The code below calls the package with the SlopeOne algorithm.

In [None]:
modelSlopeOne = SurpriseRecMethod(SlopeOne())
modelSlopeOne.fit(train_set)
recSlopeOne = modelSlopeOne.get_top_n_recommendations(test_set, 5)
p3 = compute_precision(test_set,recSlopeOne)

The code below calls the package with a nearest neighbor user-item recommendation method.

In [None]:
modelKNNUser = SurpriseRecMethod(KNNBasic(sim_options={'name': 'cosine', 'user_based': True}))
modelKNNUser.fit(train_set)
recKNNUser = modelKNNUser.get_top_n_recommendations(test_set, 5)
p4 = compute_precision(test_set,recKNNUser)

Let us look at the results of all algorithms together:

In [None]:
pd.DataFrame.from_dict({'Jaccard':p1,'Popularity':p2,'SlopeOne':p3,'User KNN':p4}, orient='index',columns=['Precision'])

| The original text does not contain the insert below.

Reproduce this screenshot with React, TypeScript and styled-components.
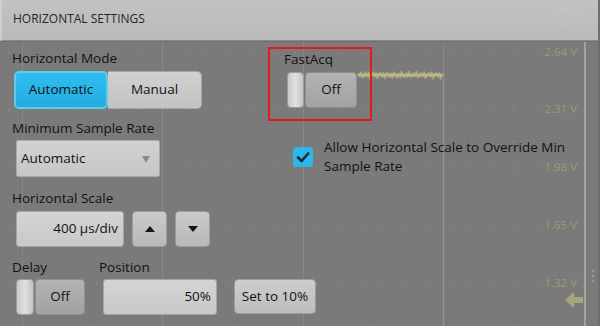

Try the NMF (non-negative matrix factorization) algorithms from the package - https://surprise.readthedocs.io/en/stable/matrix_factorization.html#surprise.prediction_algorithms.matrix_factorization.NMF.


In [None]:
#Your code here

For this particular dataset, the user nearest neighbor approach worked best. Hence, should we need to choose a method to put online, we should go with this method.